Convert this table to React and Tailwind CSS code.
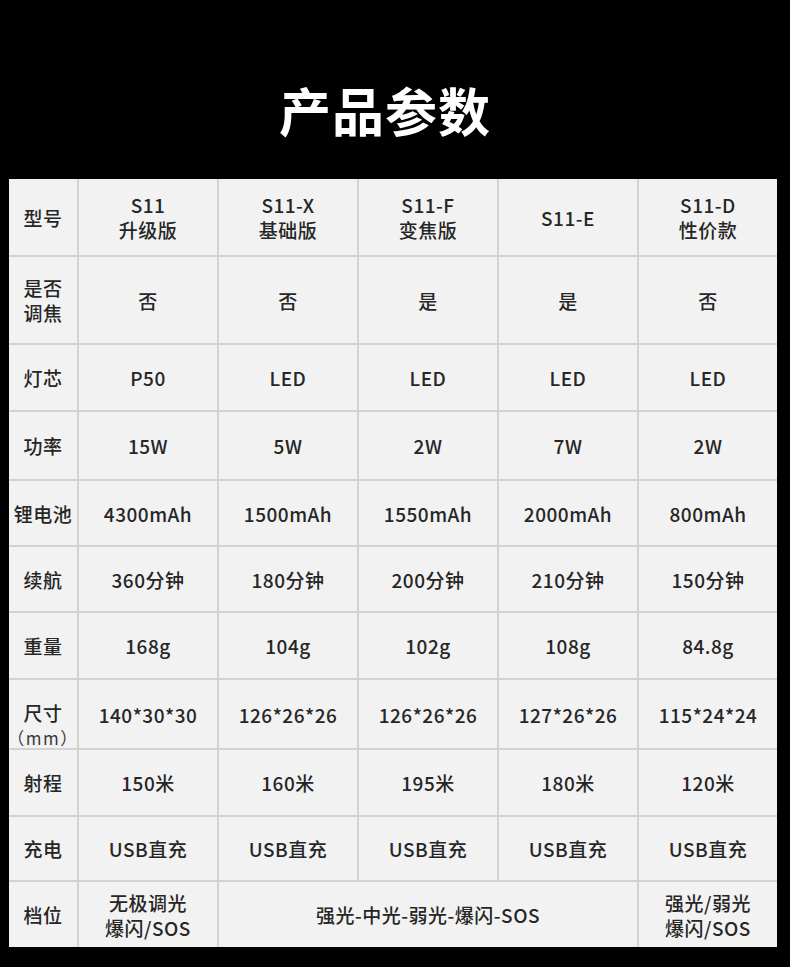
import React from "react";

const rows = [
  { label: "型号", vals: ["S11\n升级版", "S11-X\n基础版", "S11-F\n变焦版", "S11-E", "S11-D\n性价款"], h: "h-[76px]" },
  { label: "是否\n调焦", vals: ["否", "否", "是", "是", "否"], h: "h-[86px]" },
  { label: "灯芯", vals: ["P50", "LED", "LED", "LED", "LED"], h: "h-[65px]" },
  { label: "功率", vals: ["15W", "5W", "2W", "7W", "2W"], h: "h-[67px]" },
  { label: "锂电池", vals: ["4300mAh", "1500mAh", "1550mAh", "2000mAh", "800mAh"], h: "h-[64px]" },
  { label: "续航", vals: ["360分钟", "180分钟", "200分钟", "210分钟", "150分钟"], h: "h-[64px]" },
  { label: "重量", vals: ["168g", "104g", "102g", "108g", "84.8g"], h: "h-[65px]" },
  { label: "尺寸", vals: ["140*30*30", "126*26*26", "126*26*26", "127*26*26", "115*24*24"], h: "h-[68px]", mm: true },
  { label: "射程", vals: ["150米", "160米", "195米", "180米", "120米"], h: "h-[65px]" },
  { label: "充电", vals: ["USB直充", "USB直充", "USB直充", "USB直充", "USB直充"], h: "h-[63px]" },
];

function Cell({ children, className = "" }) {
  return (
    <div
      className={
        "flex flex-col items-center bg-[#f2f2f2] text-center text-[19px] leading-[25px] font-medium tracking-[0.5px] text-[#262626] whitespace-pre-line " +
        className
      }
    >
      {children}
    </div>
  );
}

export default function App() {
  return (
    <div
      className="w-[790px] h-[967px] bg-black overflow-hidden"
      style={{ fontFamily: '"Noto Sans CJK SC", "Noto Sans", sans-serif' }}
    >
      <div className="h-[179px] flex justify-center pr-[20px] pt-[84px]">
        <h1 className="text-[52px] leading-none font-bold text-white tracking-[1px]">产品参数</h1>
      </div>
      <div className="ml-[9px] w-[768px] grid grid-cols-[68px_138px_138px_138px_138px_138px] gap-[2px] bg-[#d2d2d2]">
        {rows.map((r, i) => (
          <React.Fragment key={i}>
            {r.mm ? (
              <Cell className={r.h + " justify-start pt-[21px]"}>
                <span className="leading-[24px]">{r.label}</span>
                <span className="mt-[2px] text-[17px] leading-[21px] font-normal text-[#3a3a3a] tracking-[1.5px] whitespace-nowrap">（mm）</span>
              </Cell>
            ) : (
              <Cell className={r.h + " justify-center"}>{r.label}</Cell>
            )}
            {r.vals.map((v, j) => (
              <Cell key={j} className={r.h + " justify-center"}>
                {v}
              </Cell>
            ))}
          </React.Fragment>
        ))}
        <Cell className="h-[65px] justify-center">档位</Cell>
        <Cell className="h-[65px] justify-center">{"无极调光\n爆闪/SOS"}</Cell>
        <Cell className="h-[65px] justify-center col-span-3">强光-中光-弱光-爆闪-SOS</Cell>
        <Cell className="h-[65px] justify-center">{"强光/弱光\n爆闪/SOS"}</Cell>
      </div>
    </div>
  );
}
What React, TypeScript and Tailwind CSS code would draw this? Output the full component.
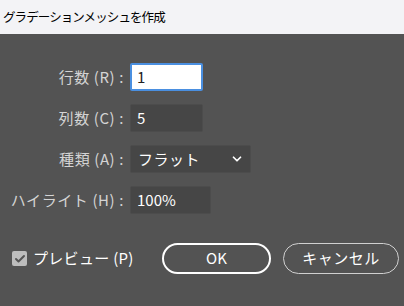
import { ChevronDown, Check } from "lucide-react";

const font = { fontFamily: '"Noto Sans CJK JP", "Noto Sans", sans-serif' };

const rows = [
  { label: "行数 (R) :", kind: "focus", value: "1", w: "w-[73px]" },
  { label: "列数 (C) :", kind: "input", value: "5", w: "w-[73px]" },
  { label: "種類 (A) :", kind: "select", value: "フラット", w: "w-[121px]" },
  { label: "ハイライト (H) :", kind: "input", value: "100%", w: "w-[81px]" },
];

export default function App() {
  return (
    <div className="w-[404px] h-[306px] bg-[#535353] flex flex-col" style={font}>
      <div className="h-[34px] bg-[#f3f3f6] flex items-center pl-[3px] text-[12.5px] tracking-[-0.9px] text-black">
        グラデーションメッシュを作成
      </div>

      <div className="flex flex-col gap-[13px] pt-[29px]">
        {rows.map((r) => (
          <div key={r.label} className="flex items-center h-[28px]">
            <div className="w-[124px] text-right text-[15px] tracking-[0.6px] text-[#d4d4d4] whitespace-nowrap">{r.label}</div>
            <div className="ml-[6px]">
              {r.kind === "focus" && (
                <div className={`${r.w} h-[28px] bg-white border-2 border-[#4a8fe0] rounded-[2px] flex items-center pl-[5px] text-[15px] text-[#222]`}>
                  {r.value}
                </div>
              )}
              {r.kind === "input" && (
                <div className={`${r.w} h-[28px] bg-[#464646] border border-[#4c4c4c] rounded-[2px] flex items-center pl-[6px] text-[15px] text-white`}>
                  {r.value}
                </div>
              )}
              {r.kind === "select" && (
                <div className={`${r.w} h-[28px] bg-[#464646] border border-[#4c4c4c] rounded-[2px] flex items-center justify-between pl-[7px] pr-[6px] text-[15px] tracking-[0.5px] text-white`}>
                  {r.value}
                  <ChevronDown className="w-[14px] h-[14px]" strokeWidth={3} />
                </div>
              )}
            </div>
          </div>
        ))}
      </div>

      <div className="flex items-center mt-[29px]">
        <div className="flex items-center pl-[12px] gap-[6px] w-[162px]">
          <div className="w-[15px] h-[15px] rounded-[2px] bg-[#bdbdbd] flex items-center justify-center">
            <Check className="w-[12px] h-[12px] text-[#555]" strokeWidth={4} />
          </div>
          <span className="text-[15px] tracking-[0.3px] text-white">プレビュー (P)</span>
        </div>
        <button className="w-[109px] h-[31px] rounded-full border-2 border-white text-white text-[15px] flex items-center justify-center">
          OK
        </button>
        <button className="ml-[12px] w-[116px] h-[31px] rounded-full border border-[#d0d0d0] text-white text-[15px] tracking-[0.5px] flex items-center justify-center">
          キャンセル
        </button>
      </div>
    </div>
  );
}
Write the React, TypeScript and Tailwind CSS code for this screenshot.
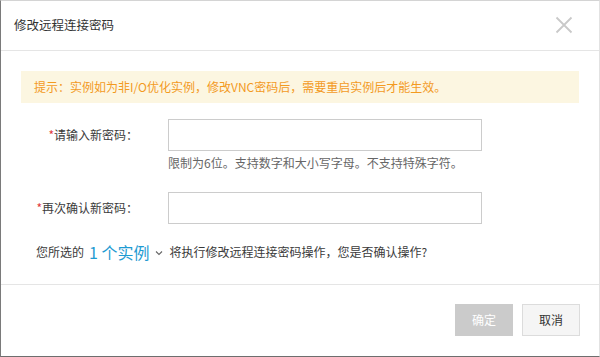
import React from "react";

const font = { fontFamily: '"Noto Sans CJK SC", "Noto Sans", sans-serif' };

export default function App() {
  return (
    <div
      className="w-[600px] h-[357px] bg-white flex flex-col border-l border-b border-l-[#7a7a7a] border-b-[#6e6e6e] border-t border-t-[#d4d4d4] border-r border-r-[#e2e2e2] text-[12px] text-[#3a3a3a]"
      style={font}
    >
      {/* header */}
      <div className="h-[50px] shrink-0 flex items-center justify-between pl-[13px] pr-[26px] border-b border-[#e5e5e5]">
        <span className="text-[12.5px] text-[#333] leading-none">修改远程连接密码</span>
        <svg width="18" height="18" viewBox="0 0 18 18" className="mt-[-1px]">
          <path d="M1.5 1.5 L16.5 16.5 M16.5 1.5 L1.5 16.5" stroke="#c9c9c9" strokeWidth="1.8" fill="none" />
        </svg>
      </div>

      {/* body */}
      <div className="flex-1 flex flex-col px-[20px] pt-[20px]">
        <div className="h-[32px] bg-[#fcf6e1] flex items-center pl-[13px] text-[#f39a1f] leading-none">
          提示：实例如为非I/O优化实例，修改VNC密码后，需要重启实例后才能生效。
        </div>

        <div className="mt-[16px] flex items-start">
          <div className="w-[117px] h-[32px] flex items-center justify-end">
            <span className="text-[#e0393e]">*</span>
            <span>请输入新密码：</span>
          </div>
          <div className="ml-[30px] flex flex-col">
            <div className="w-[314px] h-[32px] border border-[#cccccc] bg-white" />
            <div className="leading-[20px] text-[#666] mt-[2px]">
              限制为6位。支持数字和大小写字母。不支持特殊字符。
            </div>
          </div>
        </div>

        <div className="mt-[19px] flex items-start">
          <div className="w-[117px] h-[32px] flex items-center justify-end">
            <span className="text-[#e0393e]">*</span>
            <span>再次确认新密码：</span>
          </div>
          <div className="ml-[30px]">
            <div className="w-[314px] h-[32px] border border-[#cccccc] bg-white" />
          </div>
        </div>

        <div className="mt-[16px] h-[24px] flex items-center pl-[15px]">
          <span>您所选的</span>
          <span className="ml-[5px] text-[16px] text-[#1f9bd2] leading-none">1 个实例</span>
          <svg width="8" height="6" viewBox="0 0 8 6" className="ml-[6px] mt-[1px]">
            <path d="M1 1.5 L4 4.5 L7 1.5" stroke="#666" strokeWidth="1.1" fill="none" />
          </svg>
          <span className="ml-[6px]">将执行修改远程连接密码操作，您是否确认操作?</span>
        </div>
      </div>

      {/* footer */}
      <div className="h-[72px] shrink-0 border-t border-[#e5e5e5] flex items-start justify-end pt-[19px] pr-[19px] gap-[9px]">
        <button className="w-[58px] h-[32px] bg-[#cbcbcb] text-white text-[12px] flex items-center justify-center">
          确定
        </button>
        <button className="w-[58px] h-[32px] bg-[#f5f5f5] border border-[#dcdcdc] text-[#333] text-[12px] flex items-center justify-center">
          取消
        </button>
      </div>
    </div>
  );
}
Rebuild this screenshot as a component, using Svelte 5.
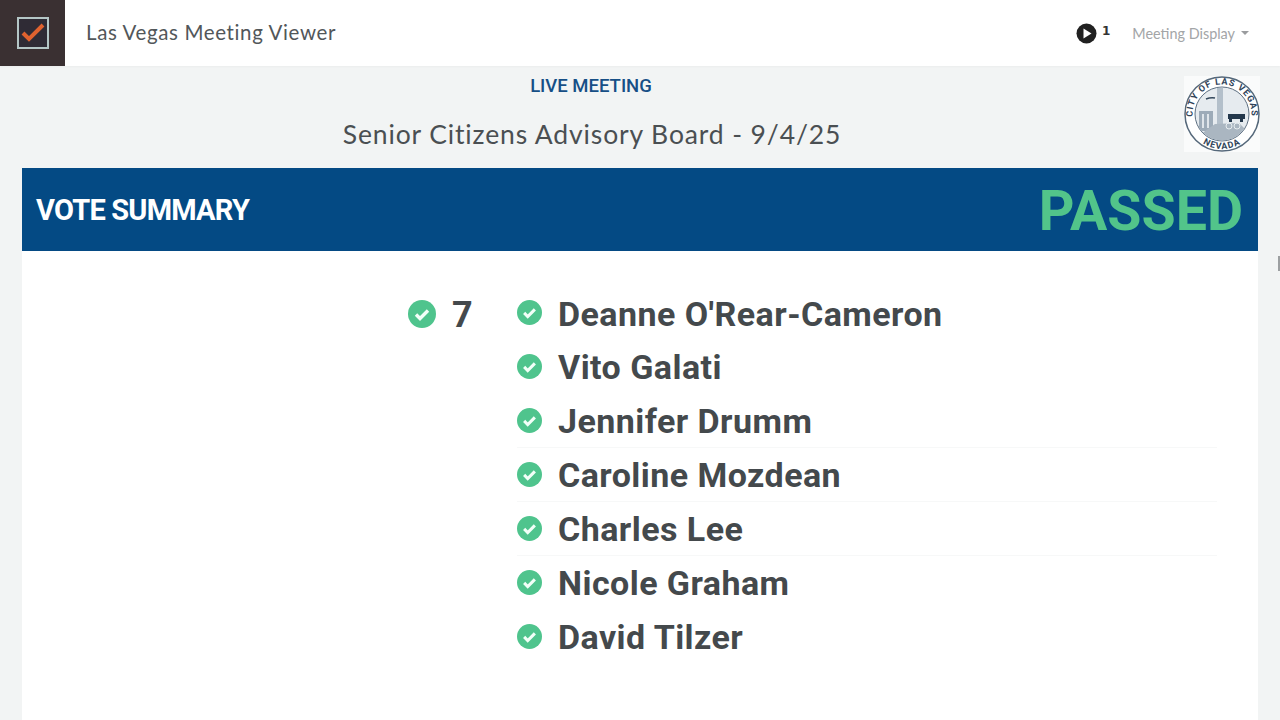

## What you have to do
Across the material above, count every line holding "this" and write down only the number.

## Answer to the task
4